O que há de mais interessante nisso é como ele consegue reunir diversas tradições ou clichês da cultura estadunidense (o garoto ir caçar com o pai, a mulher emotiva que sonha em ser mãe, a lanchonete vazia no centro de uma cidadezinha…) e subvertê-los de maneira violenta. A princípio parece um filme bastante conservador nesses aspectos, mas quando revela os verdadeiros propósitos de suas presenças, se mostra o oposto. O mesmo vale para o uso da violência gráfica.

De início, poderia se esperar algo violento simplesmente por ser, provavelmente para aproveitar a classificação indicativa e atrair o público adolescente, mas até isso possui uma lógica. Todo o gore aparece para evidenciar os efeitos dos poderes do menino, fazendo com que os atos mais banais em outros filmes de super-heróis ganhem uma intensidade muito maior. O resultado é uma obra extremamente eficiente na criação de impacto. Quando seus poderes se tornam o centro da ação, a inquietação é garantida. A edição é um pouco pesada, mas auxilia bastante nesse efeito (como numa cena na escola ou em outra no celeiro).

Diferentemente dos outros terrores recentes, Brightburn não tem pretensões de ser mais do que é. É bastante frenético e pouco sugestivo, o que não é ruim, até porque reconhece isso como sua proposta estética. Ainda assim, há um trabalho sofisticado de atuação por parte dos dois protagonistas, Elizabeth Banks e Jackson A. Dunn. Ambos estão completamente compenetrados em seus papéis, oferecendo a imprevisibilidade de seus personagens que o roteiro tanto pede. Em momentos-chave, não se sabe ao certo quais são suas intenções, deixando o público na expectativa imediata por uma resposta (por mais óbvias que possam ser, às vezes). Com isso, é também um suspense bem-sucedido.

Também vale ressaltar a qualidade dos efeitos visuais e da maquiagem, que são bastante convincentes e dão mais verossimilhança para o que estamos vendo. Se por um lado isso o distancia de sua veia trash, onde tudo é meio fake, por outro é necessário para ser levado minimamente a sério no que interessa.

Apesar de tudo, Brightburn não é um filme perfeito. Talvez possa ser vítima de suas próprias limitações, com cenas dramáticas ou cômicas excessivas (são poucas, mas perceptíveis). Talvez sua subversão da ideia de bom visitante, personificada pelo Superman, possa soar determinista para alguns, pela forma como se utiliza das origens alienígenas do menino como gatilho para sua perversidade. De qualquer forma, é um terror bastante autoconsciente na maior parte do tempo, além de eficiente catalisador de atenção.

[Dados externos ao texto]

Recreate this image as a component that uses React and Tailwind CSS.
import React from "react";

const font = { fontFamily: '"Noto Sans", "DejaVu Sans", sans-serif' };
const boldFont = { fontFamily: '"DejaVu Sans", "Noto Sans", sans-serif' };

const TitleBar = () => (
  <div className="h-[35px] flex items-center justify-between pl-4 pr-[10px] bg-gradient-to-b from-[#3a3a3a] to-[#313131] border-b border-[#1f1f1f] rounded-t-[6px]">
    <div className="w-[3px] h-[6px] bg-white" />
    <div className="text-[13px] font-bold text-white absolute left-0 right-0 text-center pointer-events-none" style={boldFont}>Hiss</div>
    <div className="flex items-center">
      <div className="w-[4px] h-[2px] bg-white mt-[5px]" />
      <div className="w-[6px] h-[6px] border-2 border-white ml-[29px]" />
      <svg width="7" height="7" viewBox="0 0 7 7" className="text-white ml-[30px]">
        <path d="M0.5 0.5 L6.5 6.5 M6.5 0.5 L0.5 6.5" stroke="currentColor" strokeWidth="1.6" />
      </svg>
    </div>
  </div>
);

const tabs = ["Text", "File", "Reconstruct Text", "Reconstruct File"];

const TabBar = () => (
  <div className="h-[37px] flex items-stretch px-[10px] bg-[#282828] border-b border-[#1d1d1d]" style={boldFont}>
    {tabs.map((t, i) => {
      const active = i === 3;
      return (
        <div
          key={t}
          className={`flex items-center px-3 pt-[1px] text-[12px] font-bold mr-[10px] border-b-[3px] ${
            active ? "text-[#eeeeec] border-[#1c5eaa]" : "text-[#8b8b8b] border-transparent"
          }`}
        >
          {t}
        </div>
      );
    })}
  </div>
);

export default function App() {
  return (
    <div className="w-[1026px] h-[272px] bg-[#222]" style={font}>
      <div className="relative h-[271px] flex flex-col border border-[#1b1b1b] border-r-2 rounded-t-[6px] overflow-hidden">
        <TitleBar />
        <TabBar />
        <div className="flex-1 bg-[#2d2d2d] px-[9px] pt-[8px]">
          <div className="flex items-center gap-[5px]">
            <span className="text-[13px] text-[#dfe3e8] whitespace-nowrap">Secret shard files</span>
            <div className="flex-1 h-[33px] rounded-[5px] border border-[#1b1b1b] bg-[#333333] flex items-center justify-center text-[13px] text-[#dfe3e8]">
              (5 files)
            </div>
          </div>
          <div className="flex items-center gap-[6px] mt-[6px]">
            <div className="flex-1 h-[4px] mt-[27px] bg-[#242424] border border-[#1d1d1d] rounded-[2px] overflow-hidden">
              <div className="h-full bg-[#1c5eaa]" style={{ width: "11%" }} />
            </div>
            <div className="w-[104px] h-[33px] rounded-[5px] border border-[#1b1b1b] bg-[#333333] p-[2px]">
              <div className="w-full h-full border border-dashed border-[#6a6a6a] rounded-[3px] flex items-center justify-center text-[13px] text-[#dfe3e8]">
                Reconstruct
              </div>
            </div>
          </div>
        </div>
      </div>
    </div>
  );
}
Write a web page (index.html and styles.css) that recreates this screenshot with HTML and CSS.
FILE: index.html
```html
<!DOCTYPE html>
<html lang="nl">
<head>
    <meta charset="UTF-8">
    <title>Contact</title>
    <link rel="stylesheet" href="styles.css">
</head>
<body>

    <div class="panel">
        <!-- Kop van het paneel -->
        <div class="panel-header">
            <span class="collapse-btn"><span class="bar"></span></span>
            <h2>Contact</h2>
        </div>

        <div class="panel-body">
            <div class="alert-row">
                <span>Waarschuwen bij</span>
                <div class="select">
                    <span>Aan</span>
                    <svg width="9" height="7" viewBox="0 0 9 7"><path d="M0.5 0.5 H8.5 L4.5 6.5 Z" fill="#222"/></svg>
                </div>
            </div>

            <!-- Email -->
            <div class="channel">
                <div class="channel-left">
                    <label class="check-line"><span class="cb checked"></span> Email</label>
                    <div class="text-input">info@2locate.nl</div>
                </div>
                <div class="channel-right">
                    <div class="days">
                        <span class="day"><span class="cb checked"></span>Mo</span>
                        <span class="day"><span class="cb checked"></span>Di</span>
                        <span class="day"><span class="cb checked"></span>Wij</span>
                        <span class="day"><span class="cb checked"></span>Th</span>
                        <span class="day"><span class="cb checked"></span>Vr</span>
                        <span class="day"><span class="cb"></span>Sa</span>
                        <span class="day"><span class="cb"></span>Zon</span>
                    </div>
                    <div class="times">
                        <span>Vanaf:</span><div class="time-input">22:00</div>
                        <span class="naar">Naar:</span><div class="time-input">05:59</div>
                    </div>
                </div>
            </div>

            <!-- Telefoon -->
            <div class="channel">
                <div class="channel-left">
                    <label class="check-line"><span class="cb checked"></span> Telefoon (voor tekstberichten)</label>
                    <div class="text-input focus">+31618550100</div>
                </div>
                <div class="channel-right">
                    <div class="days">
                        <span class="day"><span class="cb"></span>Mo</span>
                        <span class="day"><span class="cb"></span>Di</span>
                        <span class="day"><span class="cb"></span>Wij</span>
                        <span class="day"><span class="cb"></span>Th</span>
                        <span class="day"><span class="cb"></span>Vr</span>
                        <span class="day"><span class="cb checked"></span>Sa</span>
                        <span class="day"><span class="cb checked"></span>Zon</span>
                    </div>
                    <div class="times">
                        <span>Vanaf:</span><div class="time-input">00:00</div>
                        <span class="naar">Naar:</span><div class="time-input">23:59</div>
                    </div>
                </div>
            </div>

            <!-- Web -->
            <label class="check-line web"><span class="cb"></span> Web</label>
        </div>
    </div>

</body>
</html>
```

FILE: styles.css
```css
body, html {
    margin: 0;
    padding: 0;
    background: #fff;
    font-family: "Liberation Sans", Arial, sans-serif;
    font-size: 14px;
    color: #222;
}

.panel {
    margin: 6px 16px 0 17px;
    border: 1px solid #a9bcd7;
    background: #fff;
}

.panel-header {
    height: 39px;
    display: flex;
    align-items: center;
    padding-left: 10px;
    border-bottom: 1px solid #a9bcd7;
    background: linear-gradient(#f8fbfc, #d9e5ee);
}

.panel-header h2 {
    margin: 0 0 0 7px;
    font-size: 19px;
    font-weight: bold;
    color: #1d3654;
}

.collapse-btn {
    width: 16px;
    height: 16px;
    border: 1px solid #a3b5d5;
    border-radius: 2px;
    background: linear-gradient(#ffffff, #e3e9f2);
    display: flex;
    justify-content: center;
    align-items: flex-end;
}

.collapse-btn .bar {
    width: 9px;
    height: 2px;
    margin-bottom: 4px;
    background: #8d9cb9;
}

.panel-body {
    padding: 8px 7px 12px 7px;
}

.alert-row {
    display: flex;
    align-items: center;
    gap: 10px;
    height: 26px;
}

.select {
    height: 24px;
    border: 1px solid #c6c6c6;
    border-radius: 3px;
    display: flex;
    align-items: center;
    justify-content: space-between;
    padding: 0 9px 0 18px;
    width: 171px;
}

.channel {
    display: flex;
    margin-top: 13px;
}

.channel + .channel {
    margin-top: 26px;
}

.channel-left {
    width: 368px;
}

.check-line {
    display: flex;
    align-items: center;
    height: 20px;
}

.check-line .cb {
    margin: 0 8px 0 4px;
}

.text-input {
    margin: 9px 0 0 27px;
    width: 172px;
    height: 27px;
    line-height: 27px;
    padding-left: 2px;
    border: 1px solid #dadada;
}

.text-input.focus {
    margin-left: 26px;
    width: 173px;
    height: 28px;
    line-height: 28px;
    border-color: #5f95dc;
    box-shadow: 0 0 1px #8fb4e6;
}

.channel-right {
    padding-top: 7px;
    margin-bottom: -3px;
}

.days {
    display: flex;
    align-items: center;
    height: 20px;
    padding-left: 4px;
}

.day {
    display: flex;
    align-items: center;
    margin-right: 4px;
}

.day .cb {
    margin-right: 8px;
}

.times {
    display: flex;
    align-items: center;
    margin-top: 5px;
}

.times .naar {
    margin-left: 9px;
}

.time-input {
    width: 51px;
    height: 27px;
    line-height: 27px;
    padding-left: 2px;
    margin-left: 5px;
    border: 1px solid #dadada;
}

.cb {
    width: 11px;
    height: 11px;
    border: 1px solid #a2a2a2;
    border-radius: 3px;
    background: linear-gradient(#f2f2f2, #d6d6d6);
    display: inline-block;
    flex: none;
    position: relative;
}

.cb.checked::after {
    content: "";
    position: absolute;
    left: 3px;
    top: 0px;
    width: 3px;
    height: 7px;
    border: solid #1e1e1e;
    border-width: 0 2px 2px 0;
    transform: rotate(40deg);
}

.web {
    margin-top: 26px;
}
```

No processo, desnaturaliza muita coisa que o cinema hollywoodiano e/ou de super-heróis tornou padrão, seja por uma bem-vinda problematização ou pura rebeldia juvenil. Talvez, no caso, não haja diferença.

As cenas mockumentary que acompanham os créditos finais, ao som de Bad Guy, da Billie Eilish, meio que reforçam essa impressão. O que outros longas usaram como dispositivo para validar suas pretensões de aproximação com o mundo em que vivemos, em Brightburn é uma ostentação, ou mera formalidade. Porque algo não é real só porque assim foi colocado, é preciso merecer essa crença – ou melhor, descrença.

Crítica | Brightburn: Filho das Trevas
Brightburn não é um filme muito pretensioso: só quer contar a história do Superman num terror slasher. No processo, consegue trazer um verdadeiro revisionismo do subgênero de super-heróis, além de funcionar como puro entretenimento escapista.